駒崎 弘樹 公式ブログ
提言・解説・アイディア
古市、ごめん、俺はお前を誤解していたよ!そしてこの本は素晴らしい!
古市憲寿っていう、川越シェフ似の社会学者がいるんですよ。大学の後輩なんですけどね。
著作が「リアル若者から見ると、オッサン達の唱える若者論って違ってますよ」みたいな切り口で、そういうのが世の中に受けて、よくテレビで若者代表として出ているわけですよ。
でも、一緒に飯食ったり、泊まりがけのカンファレンスで部屋同じになったりして、「お前、色々と評論みたいことしてるけど、本当はどういうことがしたいの?日本をどんな国にしたいんだよ」とみたいに突っ込んでも、
「いやー、特にないっすね」
みたいな感じで、部活のうざい先輩をあしらう新入生みたいな対応だったわけですよ。
おっさんからすると、昨今の若手はよう分からんな、と。まあこういう感じだったんですね。
だがしかし。僕は古市の新作を読んで、驚愕したのです。
「なんてまともなんだ」と。
「保育園義務教育化」というタイトル。一見、気をてらっているけれど、就学前教育の重要性というのはエビデンスもあり、かつ格差縮小や人的投資の側面からも、全く不自然ではない政策提案。
そこから踏み込んで、
就学前教育が最も投資対効果が高いこと。
母親が人間扱いされていない日本社会批判。
母性本能なんてない。
3歳児神話というデマ。
ピケティに会ったけど、日本の少子化心配してたぜ。
子育てしやすい環境をつくることは、経済にとってもプラスだ
子育てしづらい日本は、変えることができる
等々、一般の人々にとって、むちゃくちゃ分かりやすく、かつ大事なポイントは全部押さえて、少子化問題や待機児童問題、女性活躍について語っています。
少子高齢化って、「大変なことは分かっているけど、どうすれば良いのか」がよく分からない領域です。
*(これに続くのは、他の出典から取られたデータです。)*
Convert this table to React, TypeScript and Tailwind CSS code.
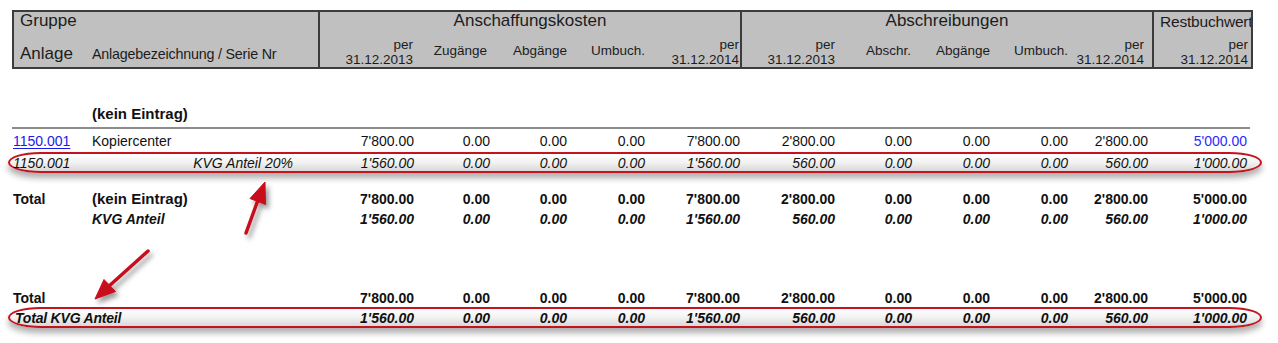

それを、「普通の人々」に分かりやすく提示し、そして希望を語る。
あぁ、なるほど。古市は、こういうことができる人だったんだ。今まで誤解していたよ。これがお前の闘い方なんだ。そしてそれは、今の日本に必要な闘い方だ。
僕はよく「日本の子育て支援とか少子高齢化を理解するのに、良い本ってないですか?」とよく聞かれてました。その度に「うーん、一つの本で、っていうのは無いかな・・・。(いつか自分が書かなきゃな・・・)」なんて答えていました。
しかし、これからは自信を持って答えましょう。この「保育園義務教育化」こそ、少子高齢化や子育て支援問題に、あなたをいざなう一冊だ、と。
子どもを育てている人も、育てていない人も。減り行く日本の人口を憂う人も、もうどうしようもないと諦めている人も、全ての人々に読んでほしいです。
我々若者世代が、どうやって子どもと子育てに向き合うか。そして他ならぬ我々若者自身が、どうやって子どもと子育てに優しい日本を創っていくか。そのしなやかな覚悟は、必ずや知るに値するものでしょう。